Let's consider a really basic task: copying a string from Java to C. How should you go about doing this? Well, you have a lot of different choices, but all of them are bad.

The first choice is GetStringUTFChars. This function will give you back a pointer to a NULL-terminated, UTF8 C string. So far, so good. However, you don't get to hang on to this pointer. You must call ReleaseStringUTFChars on it promptly.

What does GetStringUTFChars actually do? Well, in nearly every real virtual machine I've ever heard of, the strings are stored as UCS-2 internally. So this function will have to make a copy, doing something similar to a malloc. Then ReleaseStringUTFChars is similar to a free. This is rather inefficient and we'd like to avoid it. What else is available?

There is also GetStringCritical, which purports to allow you to access the string more efficiently than GetStringUTFChars "on some platforms." They do this by potentially disabling garbage collection between calls to GetStringCritical and ReleaseStringCritical. Then, with garbage collection safely disabled, you can access the string directly, with no copying.

Notice I said that they "potentially" disable garbage collection. JVMs are free to do whatever they like, according to the JNI book. I suspect that on modern platforms, disabling garbage collection globally just because one thread called a wacky JNI function would not be a net performance gain. In that case, these functions are just stubs that call GetStringUTFChars anyway. Luckily, there's no need for me to waste time doing any more research on this, because these functions are useless for another reason: they don't return UTF-8 strings. The reason is obvious: as a practical matter, JVMs use UCS-2 internally, not UTF-8.

There's a final API called called GetStringUTFRegion. This one doesn't make an unecessary copy, and it supplies true UTF-8 data. The JNI book gives this example:

JNIEXPORT jstring JNICALL 
Java_Prompt_getLine(JNIEnv *env, jobject obj, jstring prompt)
{
    /* assume the prompt string and user input has less than 128
       characters */
    char outbuf[128], inbuf[128];
    int len = (*env)->GetStringLength(env, prompt);
    (*env)->GetStringUTFRegion(env, prompt, 0, len, outbuf);
    printf("%s", outbuf);
    scanf("%s", inbuf);
    return (*env)->NewStringUTF(env, inbuf);
}
 
Do you see the problem here? There is no bounds checking here. If the Java string turns out to take more than 128 bytes in UTF-8 form, we get a buffer overflow. I find it hard to believe that the folks at Sun actually put this example to paper. Didn't they know anything about proper programming practices? This is an error on par with using gets() in a program-- a newbie mistake I would expect any professional programmer to be ashamed of.

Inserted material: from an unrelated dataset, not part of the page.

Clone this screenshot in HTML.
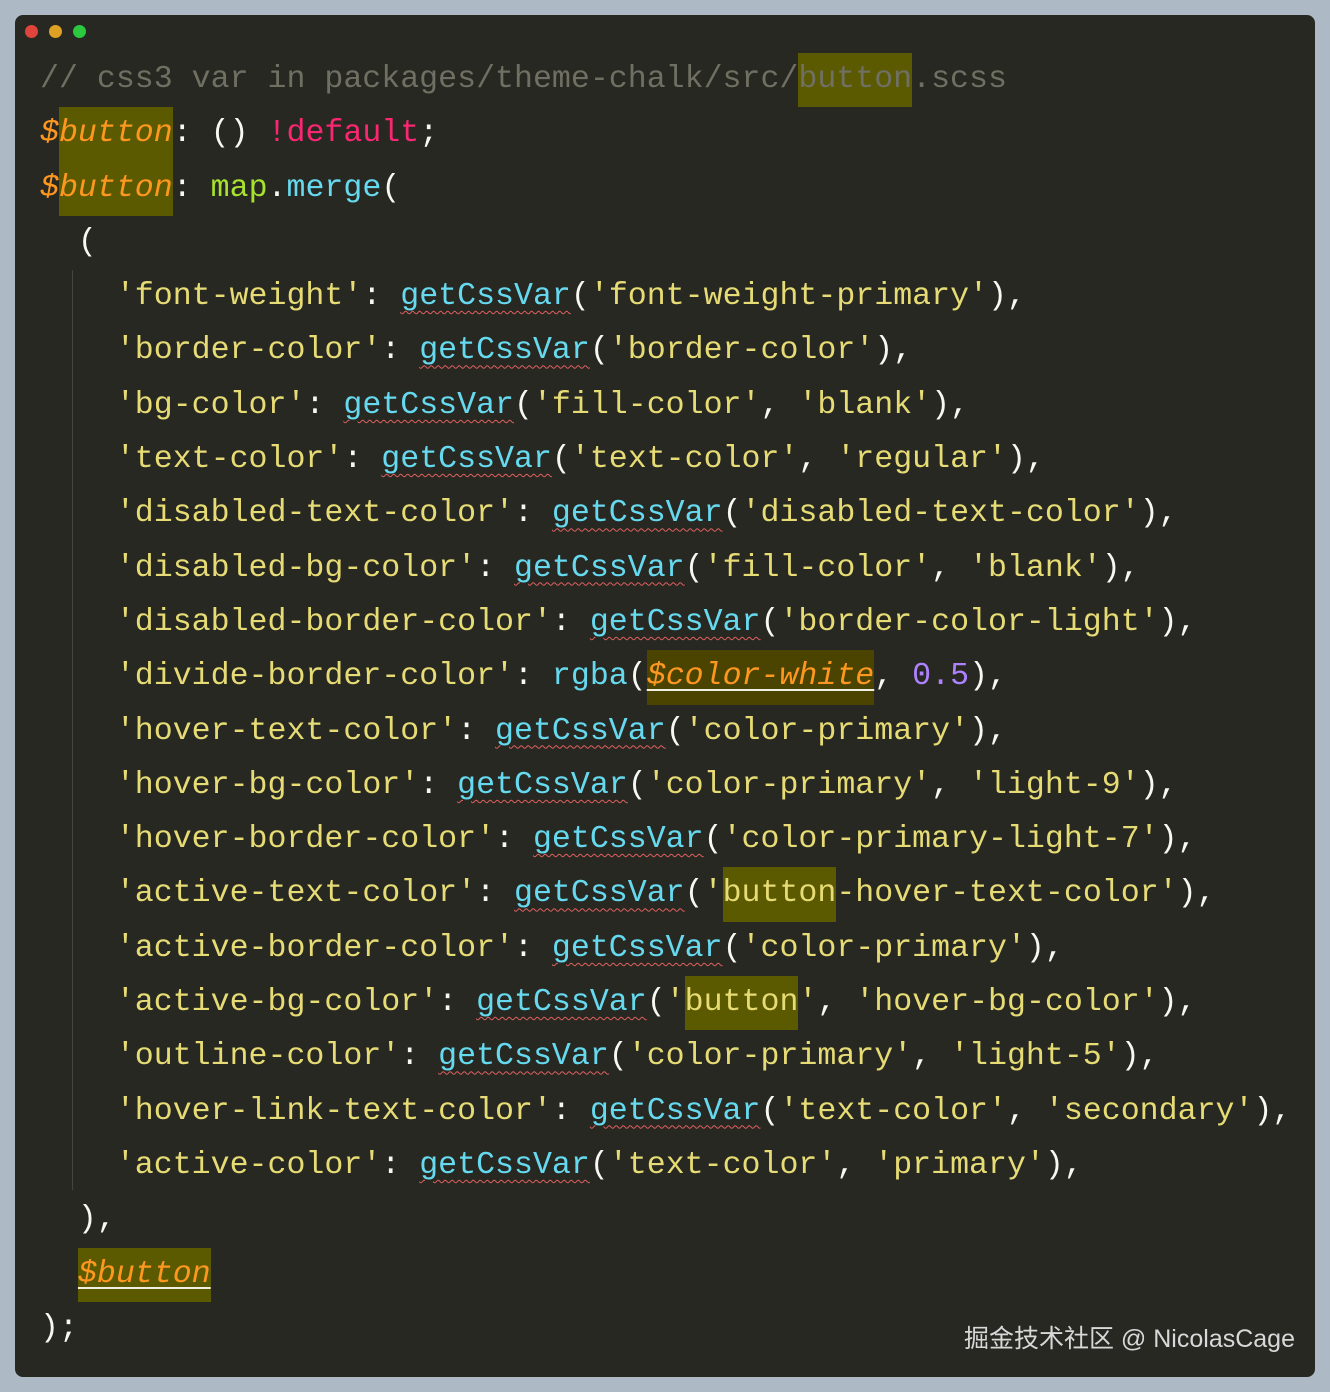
<!DOCTYPE html>
<html><head><meta charset="utf-8"><style>
html,body{margin:0;padding:0;width:1330px;height:1392px;background:#adb9c4;overflow:hidden}
.win{position:absolute;left:15px;top:15px;width:1300px;height:1362px;background:#272822;border-radius:8px}
.dot{position:absolute;top:10px;width:13px;height:13px;border-radius:50%}
pre{position:absolute;left:40px;top:53px;margin:0;font-family:"Liberation Mono",monospace;font-size:31.6px;line-height:54.3px;color:#f8f8f2;white-space:pre}
.c{color:#6f6f62}.o{color:#fd971f;font-style:italic}.p{color:#f92672}.g{color:#a6e22e}.b{color:#66d9ef}.y{color:#e6db74}.n{color:#ae81ff}
.w{text-decoration:underline wavy #e06060;text-decoration-thickness:1px;text-underline-offset:6px}
.h{background:#5b5a00;display:inline-block;line-height:54.3px}
.h2{background:#4a4400;text-decoration:underline #f0f0e0 2px;text-underline-offset:5px}
.guide{position:absolute;left:72px;top:270px;width:1px;height:920px;background:#444}
.wm{position:absolute;right:20px;bottom:22px;font-family:"Liberation Sans","Noto Sans CJK SC",sans-serif;font-size:25px;color:#d8d8d8}
</style></head><body>
<div class="win">
<div class="dot" style="left:10px;background:#e0443a"></div>
<div class="dot" style="left:34px;background:#dea123"></div>
<div class="dot" style="left:58px;background:#2bc840"></div>
<div class="wm">掘金技术社区 @ NicolasCage</div>
</div>
<div class="guide"></div>
<pre><span class="c">// css3 var in packages/theme-chalk/src/<span class="h">button</span>.scss</span>
<span class="o">$<span class="h">button</span></span>: () <span class="p">!default</span>;
<span class="o">$<span class="h">button</span></span>: <span class="g">map</span>.<span class="b">merge</span>(
  (
    <span class="y">'font-weight'</span>: <span class="b w">getCssVar</span>(<span class="y">'font-weight-primary'</span>),
    <span class="y">'border-color'</span>: <span class="b w">getCssVar</span>(<span class="y">'border-color'</span>),
    <span class="y">'bg-color'</span>: <span class="b w">getCssVar</span>(<span class="y">'fill-color'</span>, <span class="y">'blank'</span>),
    <span class="y">'text-color'</span>: <span class="b w">getCssVar</span>(<span class="y">'text-color'</span>, <span class="y">'regular'</span>),
    <span class="y">'disabled-text-color'</span>: <span class="b w">getCssVar</span>(<span class="y">'disabled-text-color'</span>),
    <span class="y">'disabled-bg-color'</span>: <span class="b w">getCssVar</span>(<span class="y">'fill-color'</span>, <span class="y">'blank'</span>),
    <span class="y">'disabled-border-color'</span>: <span class="b w">getCssVar</span>(<span class="y">'border-color-light'</span>),
    <span class="y">'divide-border-color'</span>: <span class="b">rgba</span>(<span class="o h2" style="display:inline-block;line-height:54.3px">$color-white</span>, <span class="n">0.5</span>),
    <span class="y">'hover-text-color'</span>: <span class="b w">getCssVar</span>(<span class="y">'color-primary'</span>),
    <span class="y">'hover-bg-color'</span>: <span class="b w">getCssVar</span>(<span class="y">'color-primary'</span>, <span class="y">'light-9'</span>),
    <span class="y">'hover-border-color'</span>: <span class="b w">getCssVar</span>(<span class="y">'color-primary-light-7'</span>),
    <span class="y">'active-text-color'</span>: <span class="b w">getCssVar</span>(<span class="y">'<span class="h">button</span>-hover-text-color'</span>),
    <span class="y">'active-border-color'</span>: <span class="b w">getCssVar</span>(<span class="y">'color-primary'</span>),
    <span class="y">'active-bg-color'</span>: <span class="b w">getCssVar</span>(<span class="y">'<span class="h">button</span>'</span>, <span class="y">'hover-bg-color'</span>),
    <span class="y">'outline-color'</span>: <span class="b w">getCssVar</span>(<span class="y">'color-primary'</span>, <span class="y">'light-5'</span>),
    <span class="y">'hover-link-text-color'</span>: <span class="b w">getCssVar</span>(<span class="y">'text-color'</span>, <span class="y">'secondary'</span>),
    <span class="y">'active-color'</span>: <span class="b w">getCssVar</span>(<span class="y">'text-color'</span>, <span class="y">'primary'</span>),
  ),
  <span class="o h2" style="background:#5b5a00;display:inline-block;line-height:54.3px">$button</span>
);</pre>
</body></html>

The function arguments are brutally stupid. The function prototype is:

void GetStringUTFRegion(JNIEnv *env, jstring str,
    jsize start, jsize len, char *buf);
        
Ah-- the function gives you a 'len' argument. You might think that you could use this to avoid the buffer overflow. But you can't. The 'len' argument is the length in UCS-2 units not in bytes. The byte length may be completely different than the UCS-2 length, since UTF-8 is a variable length encoding. So for 99.999% of the time, when you simply want to copy the whole string, start and len are completely useless. It's a beginner's trap, especially when the manual itself gets it wrong. So what can you do? Well, you have to call GetStringLength, to find out what to pass as the UCS-2 len. You also need to call GetStringUTFLength, to find out if your output buffer is long enough. Finally, you need to call ExceptionCheck afterwards.

What could have been one function call, properly designed, turns into:

int jstr_to_cstr(JNIEnv *jenv, jstring jstr, char *cstr,
    size_t cstr_len)
{
    int32_t jlen, clen;

    clen = (*jenv)->GetStringUTFLength(jenv, jstr);
    if (clen > (int32_t)cstr_len)
        return -ENAMETOOLONG;
    jlen = (*jenv)->GetStringLength(jenv, jstr);
    (*jenv)->GetStringUTFRegion(jenv, jstr, 0, jlen, cstr);
    if ((*jenv)->ExceptionCheck(jenv))
        return -EIO;
    return 0;
}
        

To the best of my knowledge, this is still the most efficient and correct method to get a string out of Java.

Conclusion

So there you have it. Two major design flaws in JNI. I could probably list more, but I'm out of time for today. Good luck, and have fun trying to stuff the JNI back into the bottle.